最も痛いのは、癒着した皮膚の層を切って縫合する処置だ。手術は何十時間にも及び、ハーさんにとって、手術が終わるのを待つ時間は拷問のようだった。リンさんは痛みのあまり、何度となく病院のベッドで泣き叫んだ。そのたびにハーさんは息子を慰めようと「欲しいものを何でも買ってあげるから」と約束した。
ゲーム機、おもちゃ、ヒーロー人形などは、リンさんの手術の「戦利品」だ。リンさんは手術を繰り返す中で痛みに慣れ、慰めの言葉もいらなくなったが、それでも母親に甘えるようにした。「手術の前になると母はいつも大泣きするんです。でも、僕がご褒美をねだると泣き止んで、笑ってうなずいてくれるから」とリンさん。母親に甘えるということは、母親を悲しませないためのリンさんの気遣いだったのだ。

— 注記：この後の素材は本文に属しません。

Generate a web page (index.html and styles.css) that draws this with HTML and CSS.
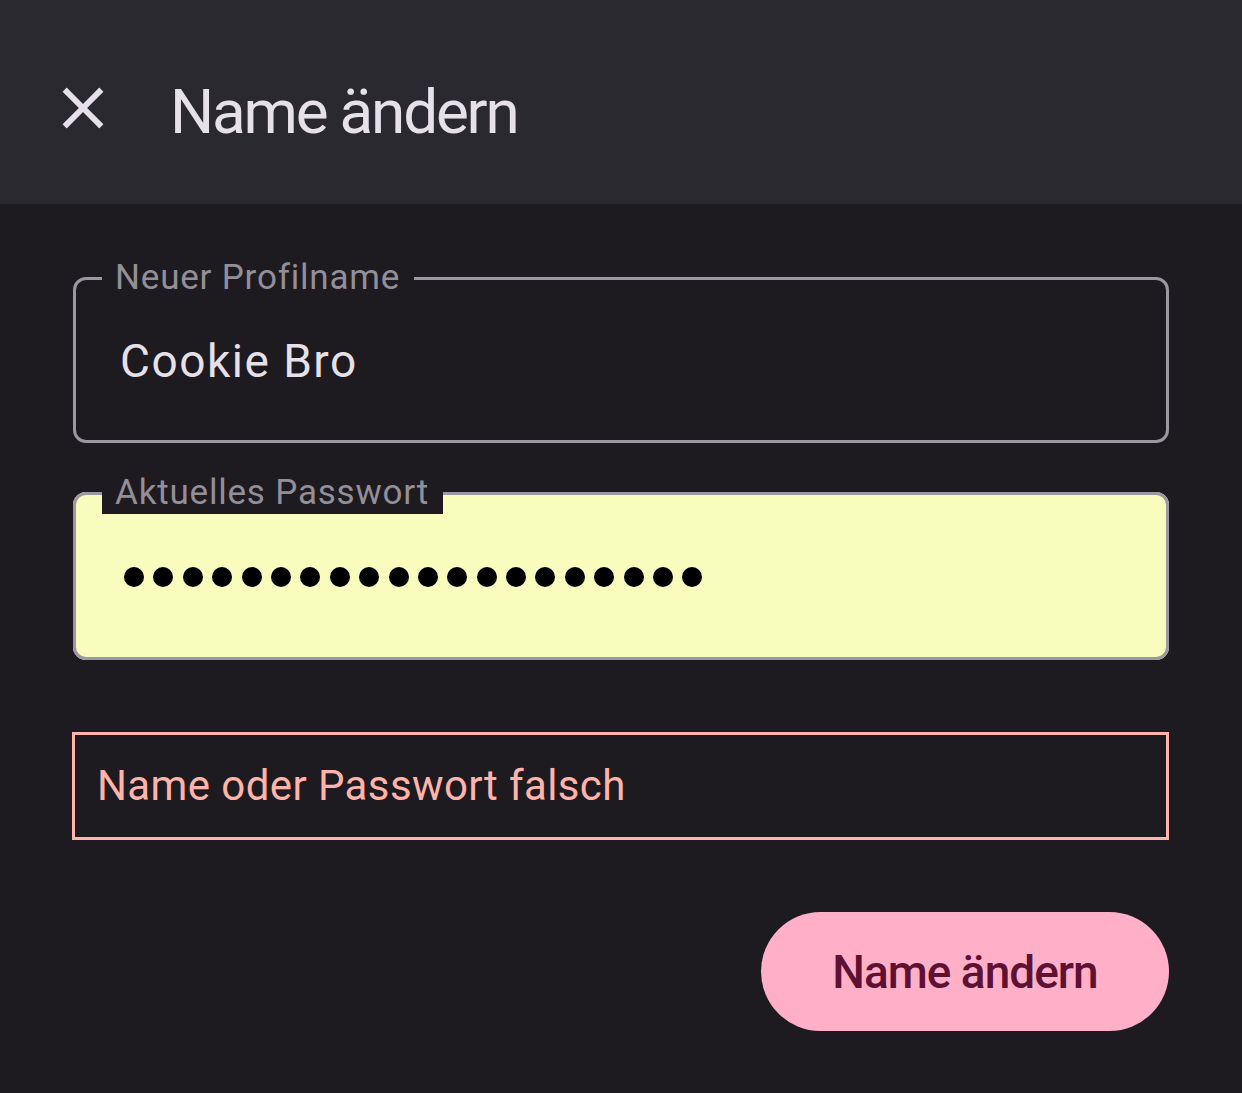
FILE: index.html
```html
<!DOCTYPE html>
<html lang="de">
<head>
<meta charset="utf-8">
<title>Name ändern</title>
<link rel="stylesheet" href="styles.css">
</head>
<body>
<header class="topbar">
  <svg class="close-icon" viewBox="0 0 24 24" aria-label="Schließen">
    <path d="M19 6.41L17.59 5 12 10.59 6.41 5 5 6.41 10.59 12 5 17.59 6.41 19 12 13.41 17.59 19 19 17.59 13.41 12z" fill="#e6e0e9"/>
  </svg>
  <h1 class="title">Name ändern</h1>
</header>
<main class="content">
  <fieldset class="field">
    <legend class="field-label">Neuer Profilname</legend>
    <div class="field-value">Cookie Bro</div>
  </fieldset>
  <fieldset class="field field-autofill">
    <legend class="field-label">Aktuelles Passwort</legend>
    <div class="dots">
      <span></span><span></span><span></span><span></span><span></span>
      <span></span><span></span><span></span><span></span><span></span>
      <span></span><span></span><span></span><span></span><span></span>
      <span></span><span></span><span></span><span></span><span></span>
    </div>
  </fieldset>
  <div class="error">Name oder Passwort falsch</div>
  <div class="actions">
    <button class="primary-btn">Name ändern</button>
  </div>
</main>
</body>
</html>
```

FILE: styles.css
```css
html, body {
  margin: 0;
  padding: 0;
}
body {
  width: 1242px;
  height: 1093px;
  background: #1d1b20;
  font-family: Roboto, "Noto Sans", sans-serif;
  overflow: hidden;
}
.topbar {
  height: 204px;
  box-sizing: border-box;
  background: #2b2930;
  display: flex;
  align-items: center;
  padding-left: 48px;
  padding-top: 18px;
}
.close-icon {
  width: 70px;
  height: 70px;
  flex: none;
  margin-bottom: 7px;
}
.title {
  margin: 0 0 0 52px;
  font-size: 62px;
  line-height: 63px;
  letter-spacing: -2.2px;
  font-weight: 400;
  color: #e6e0e9;
}
.content {
  padding: 53px 73px 0 73px;
  display: flex;
  flex-direction: column;
}
.field {
  margin: 0;
  padding: 0;
  border: 3px solid #9c98a1;
  border-radius: 13px;
  min-width: 0;
}
.field-label {
  margin-left: 26px;
  padding: 0 14px 0 13px;
  font-size: 35px;
  line-height: 42px;
  letter-spacing: 0.8px;
  color: #938f99;
  background: #1d1b20;
}
.field-value {
  padding: 37px 0 54px 44px;
  font-size: 46px;
  line-height: 50px;
  letter-spacing: 1.5px;
  color: #e6e0e9;
}
.field-autofill {
  margin-top: 29px;
  background: #f8fdbd;
}
.dots {
  display: flex;
  gap: 9.4px;
  padding: 53px 0 70px 48px;
}
.dots span {
  width: 20px;
  height: 20px;
  border-radius: 50%;
  background: #000;
}
.error {
  margin-top: 72px;
  margin-left: -1px;
  border: 3px solid #ffb4ab;
  padding: 26px 20px 26px 22px;
  font-size: 42px;
  line-height: 50px;
  letter-spacing: 0.4px;
  color: #ffb4ab;
}
.actions {
  display: flex;
  justify-content: flex-end;
  margin-top: 72px;
}
.primary-btn {
  width: 408px;
  height: 119px;
  border: none;
  border-radius: 60px;
  background: #ffb0c8;
  color: #5e1133;
  font-family: Roboto, "Noto Sans", sans-serif;
  font-size: 46px;
  letter-spacing: -1px;
  font-weight: 500;
  padding: 0;
}
```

9年前、リンさんは同級生と同じように小学校1年生になった。周りに後れをとらないように、ハーさんはリンさんに付き添って文字を書く練習をさせた。韓国での3回の手術を経て、癒着していたリンさんの指は離れたが、指の関節は1つずつしかなく、右手には4本の指しか残っていなかった。「初めてペンを握った時、息子の手からは膿が滲み出て出血していました。痛みで息子はずっと泣いていました」とハーさんは当時を振り返る。

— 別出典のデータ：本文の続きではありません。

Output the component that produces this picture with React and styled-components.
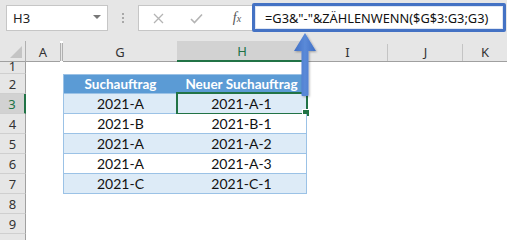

リンさんの短い指で長いペンを持つと、すぐに滑り落ちてしまった。ハーさんは、リンさんが必死でペンと格闘し、ノートに一画ずつ練習している姿を見て、何度も涙を流した。最初は落書きのような文字だったが、だんだんとペンをしっかり握れるようになり、きれいに並べた文字を書くことができるようになった。
リンさんは小学校と中学校の9年間で毎年、優秀な生徒として表彰された。何よりも学校に行くのが大好きで、学校を休むのは古傷が痛む時だけだった。
想像を絶する痛みを経験したリンさんだが、しばしば自分が障がい者であることを忘れているかのような行動力を発揮する。4回目の手術の後、首が自由に動くようになり、腕も曲がるようになったリンさんは、自転車の練習をしたいと言い出した。